**Problem:**
The required output is a single number: how many lines of the material contain the string "index".

**Data section:**
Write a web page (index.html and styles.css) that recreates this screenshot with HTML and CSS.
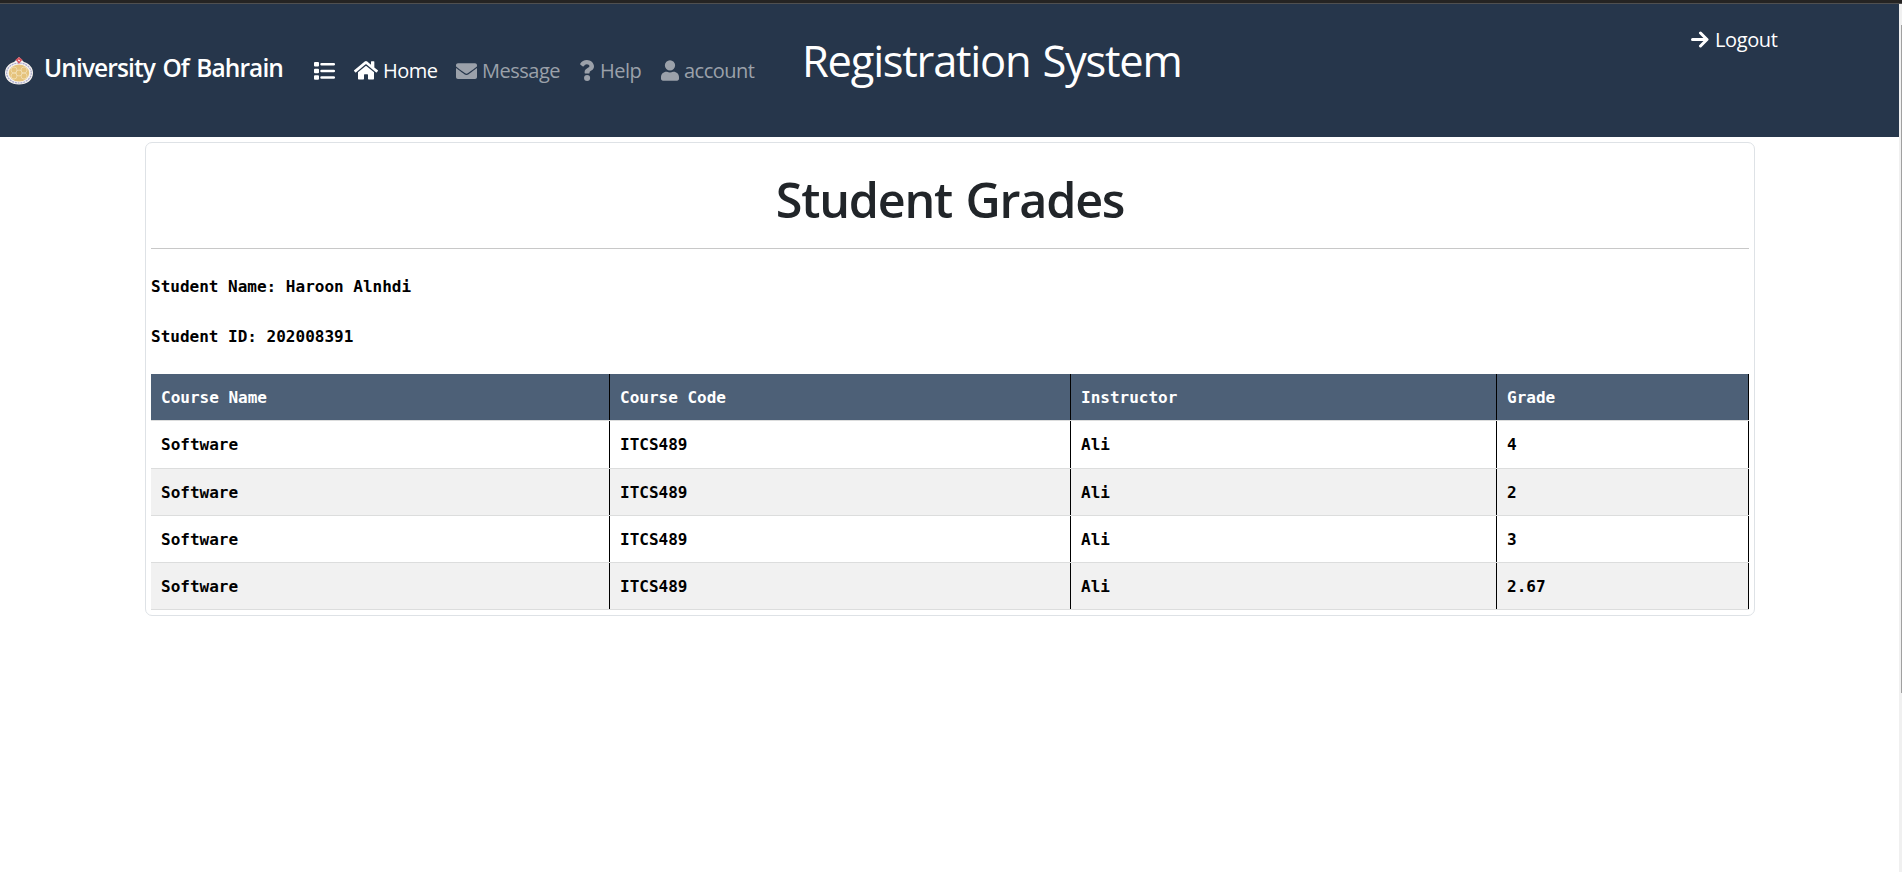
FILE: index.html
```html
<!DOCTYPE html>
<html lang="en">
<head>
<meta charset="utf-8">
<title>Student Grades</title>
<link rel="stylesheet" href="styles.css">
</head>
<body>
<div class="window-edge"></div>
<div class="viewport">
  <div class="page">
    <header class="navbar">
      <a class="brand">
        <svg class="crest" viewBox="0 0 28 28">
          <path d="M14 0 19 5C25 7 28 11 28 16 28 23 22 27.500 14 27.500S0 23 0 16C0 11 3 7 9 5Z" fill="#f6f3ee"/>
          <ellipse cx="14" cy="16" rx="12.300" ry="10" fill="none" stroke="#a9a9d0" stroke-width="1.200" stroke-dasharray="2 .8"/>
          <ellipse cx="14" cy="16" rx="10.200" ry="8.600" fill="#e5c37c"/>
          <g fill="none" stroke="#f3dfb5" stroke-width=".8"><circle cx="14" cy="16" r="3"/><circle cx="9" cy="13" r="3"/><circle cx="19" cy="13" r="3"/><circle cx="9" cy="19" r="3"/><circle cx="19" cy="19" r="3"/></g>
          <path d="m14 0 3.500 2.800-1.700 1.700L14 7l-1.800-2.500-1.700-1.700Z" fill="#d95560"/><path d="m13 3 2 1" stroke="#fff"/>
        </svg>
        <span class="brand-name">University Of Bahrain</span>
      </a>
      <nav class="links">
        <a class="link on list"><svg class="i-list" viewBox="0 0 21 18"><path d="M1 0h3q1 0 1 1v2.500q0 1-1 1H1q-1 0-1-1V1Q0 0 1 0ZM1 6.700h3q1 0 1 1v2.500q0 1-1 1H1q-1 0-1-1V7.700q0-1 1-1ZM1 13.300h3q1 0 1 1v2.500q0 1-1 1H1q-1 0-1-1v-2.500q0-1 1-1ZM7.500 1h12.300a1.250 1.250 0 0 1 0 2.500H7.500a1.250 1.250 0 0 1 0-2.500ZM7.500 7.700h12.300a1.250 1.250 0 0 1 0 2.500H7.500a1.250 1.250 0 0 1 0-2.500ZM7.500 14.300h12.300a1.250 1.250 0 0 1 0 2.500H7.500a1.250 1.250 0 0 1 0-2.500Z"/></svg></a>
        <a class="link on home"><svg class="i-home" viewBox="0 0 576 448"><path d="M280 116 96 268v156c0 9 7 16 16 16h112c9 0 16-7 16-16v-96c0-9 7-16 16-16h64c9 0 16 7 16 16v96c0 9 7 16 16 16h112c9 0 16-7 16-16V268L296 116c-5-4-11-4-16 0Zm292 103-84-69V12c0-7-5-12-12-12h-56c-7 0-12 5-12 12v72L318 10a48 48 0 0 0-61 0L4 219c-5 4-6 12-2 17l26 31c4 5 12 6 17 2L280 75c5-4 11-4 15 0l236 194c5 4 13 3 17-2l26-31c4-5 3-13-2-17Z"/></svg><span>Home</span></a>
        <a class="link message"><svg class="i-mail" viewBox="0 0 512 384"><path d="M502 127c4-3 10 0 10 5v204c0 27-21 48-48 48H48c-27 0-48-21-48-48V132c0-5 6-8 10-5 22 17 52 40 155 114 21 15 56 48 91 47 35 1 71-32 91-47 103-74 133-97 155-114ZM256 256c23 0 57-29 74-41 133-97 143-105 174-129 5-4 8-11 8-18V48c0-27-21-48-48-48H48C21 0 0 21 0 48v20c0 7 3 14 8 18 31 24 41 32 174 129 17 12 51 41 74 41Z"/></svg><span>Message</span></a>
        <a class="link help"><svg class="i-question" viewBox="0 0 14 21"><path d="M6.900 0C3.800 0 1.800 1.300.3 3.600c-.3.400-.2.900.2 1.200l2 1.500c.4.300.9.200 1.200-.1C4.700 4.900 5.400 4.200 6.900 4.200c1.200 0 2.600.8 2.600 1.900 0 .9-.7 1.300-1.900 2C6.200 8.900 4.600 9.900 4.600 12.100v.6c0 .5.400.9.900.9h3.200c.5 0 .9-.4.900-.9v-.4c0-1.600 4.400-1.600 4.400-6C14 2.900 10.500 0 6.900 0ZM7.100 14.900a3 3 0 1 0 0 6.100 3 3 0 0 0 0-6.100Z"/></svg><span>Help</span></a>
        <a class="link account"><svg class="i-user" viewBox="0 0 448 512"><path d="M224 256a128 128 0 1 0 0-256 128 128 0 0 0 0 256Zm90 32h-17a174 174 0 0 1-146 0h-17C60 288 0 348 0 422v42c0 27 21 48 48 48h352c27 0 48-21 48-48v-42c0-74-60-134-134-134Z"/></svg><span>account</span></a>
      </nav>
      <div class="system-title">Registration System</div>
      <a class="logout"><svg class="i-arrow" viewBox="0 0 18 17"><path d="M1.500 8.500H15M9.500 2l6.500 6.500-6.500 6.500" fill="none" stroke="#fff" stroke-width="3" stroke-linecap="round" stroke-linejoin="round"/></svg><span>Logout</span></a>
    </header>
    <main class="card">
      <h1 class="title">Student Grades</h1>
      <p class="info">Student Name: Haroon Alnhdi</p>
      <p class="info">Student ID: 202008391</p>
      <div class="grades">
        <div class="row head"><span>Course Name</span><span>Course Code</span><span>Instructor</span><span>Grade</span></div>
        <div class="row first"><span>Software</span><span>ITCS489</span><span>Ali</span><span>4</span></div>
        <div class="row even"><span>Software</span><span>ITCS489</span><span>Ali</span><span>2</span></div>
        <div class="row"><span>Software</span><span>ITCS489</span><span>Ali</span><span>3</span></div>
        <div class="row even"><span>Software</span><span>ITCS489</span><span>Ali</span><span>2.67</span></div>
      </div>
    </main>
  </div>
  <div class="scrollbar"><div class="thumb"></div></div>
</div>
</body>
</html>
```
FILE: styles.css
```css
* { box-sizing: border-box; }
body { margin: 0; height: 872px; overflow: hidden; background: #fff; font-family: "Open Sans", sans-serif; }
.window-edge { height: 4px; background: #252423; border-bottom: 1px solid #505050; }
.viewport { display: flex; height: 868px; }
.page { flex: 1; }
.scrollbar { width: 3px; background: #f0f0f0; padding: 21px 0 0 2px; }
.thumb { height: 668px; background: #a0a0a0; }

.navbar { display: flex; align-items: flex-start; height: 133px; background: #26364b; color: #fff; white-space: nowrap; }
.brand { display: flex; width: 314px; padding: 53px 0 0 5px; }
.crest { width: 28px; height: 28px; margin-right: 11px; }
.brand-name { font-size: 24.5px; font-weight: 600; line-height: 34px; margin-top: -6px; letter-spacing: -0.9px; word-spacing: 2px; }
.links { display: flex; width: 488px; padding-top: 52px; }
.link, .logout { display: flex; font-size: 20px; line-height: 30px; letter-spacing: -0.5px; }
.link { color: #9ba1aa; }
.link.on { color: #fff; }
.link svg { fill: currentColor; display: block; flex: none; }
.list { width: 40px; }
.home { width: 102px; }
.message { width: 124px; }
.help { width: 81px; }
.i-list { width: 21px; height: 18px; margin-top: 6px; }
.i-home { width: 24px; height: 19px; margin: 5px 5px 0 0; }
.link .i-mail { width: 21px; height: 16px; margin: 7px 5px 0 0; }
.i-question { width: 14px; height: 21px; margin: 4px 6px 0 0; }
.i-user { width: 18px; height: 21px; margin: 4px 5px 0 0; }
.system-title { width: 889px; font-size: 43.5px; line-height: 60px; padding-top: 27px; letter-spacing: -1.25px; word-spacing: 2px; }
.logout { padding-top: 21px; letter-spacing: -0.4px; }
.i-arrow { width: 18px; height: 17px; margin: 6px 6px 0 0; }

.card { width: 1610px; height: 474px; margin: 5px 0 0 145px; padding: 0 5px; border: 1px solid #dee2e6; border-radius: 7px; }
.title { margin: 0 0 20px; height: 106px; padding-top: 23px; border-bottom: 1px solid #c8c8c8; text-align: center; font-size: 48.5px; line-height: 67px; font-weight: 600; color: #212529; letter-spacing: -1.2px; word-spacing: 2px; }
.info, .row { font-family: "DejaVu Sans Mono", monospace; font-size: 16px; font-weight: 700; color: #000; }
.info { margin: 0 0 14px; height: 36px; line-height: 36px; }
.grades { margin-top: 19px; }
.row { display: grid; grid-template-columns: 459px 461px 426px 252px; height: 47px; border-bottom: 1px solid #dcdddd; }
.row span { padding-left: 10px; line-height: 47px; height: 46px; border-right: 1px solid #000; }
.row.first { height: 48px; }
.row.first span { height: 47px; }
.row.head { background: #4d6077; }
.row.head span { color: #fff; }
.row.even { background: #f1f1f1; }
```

**Answer to this exercise:**
2